Sothi Risha was a farmer until he was shelled out of his village north of Batticaloa, a town in eastern Sri Lanka, in March. When he and his wife and four children arrived at a camp for the displaced near the coastal town, he bought a fishing net to help feed his now aid-dependent family.
The local fishermen don't like newcomers on their patch, Mr Risha said, as he mended his net beside a small tent, one in a long row, made of white plastic sheeting, which sagged in the 40-degree Celsius heat. He longed to go home to his crops. But he counted himself lucky; his wife's uncle was killed by army shells as he fled from his home on a bicycle.

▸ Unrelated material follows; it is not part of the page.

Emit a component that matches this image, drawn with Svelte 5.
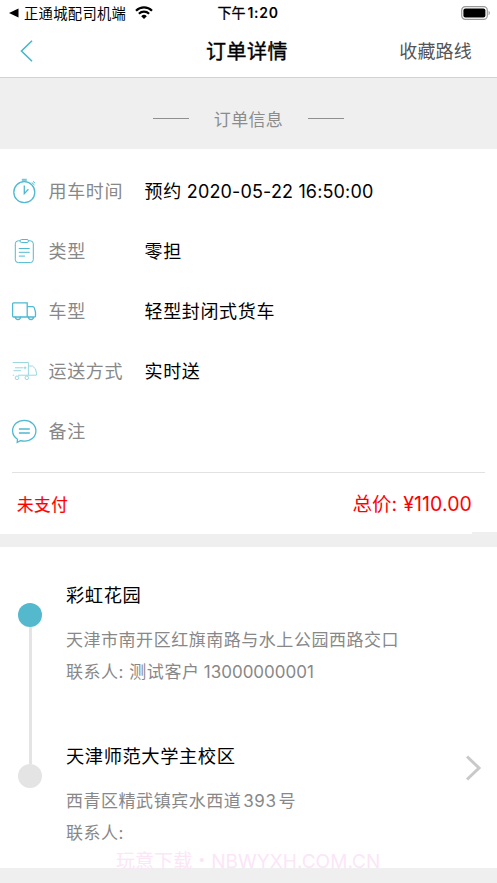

The camps that dot the landscape of eastern Sri Lanka are full of such stories.
More than 150,000 people have been displaced in recent months by a vast military offensive, backed by heavy artillery, to drive the Liberation Tigers of Tamil Eelam (LTTE), known as the Tamil Tigers, out of the east.
As Sri Lanka's conflict enters a new and terrible phase, there are fears it will result in more civilian displacement and suffering.
Since 1983, Sri Lanka's government, representing the Sinhalese and Buddhist majority - around 75 per cent - has been battling the Tigers, who want a homeland in the north and east for the island's Tamil - and mainly Hindu - minority.
A ceasefire, brokered by Norway in 2002, promised an end to the violence, which has killed 70,000. But the election of a belligerent Sinhalese-nationalist government in late 2005, led by President Mahinda Rajapaksa, prompted a resumption of hostilities.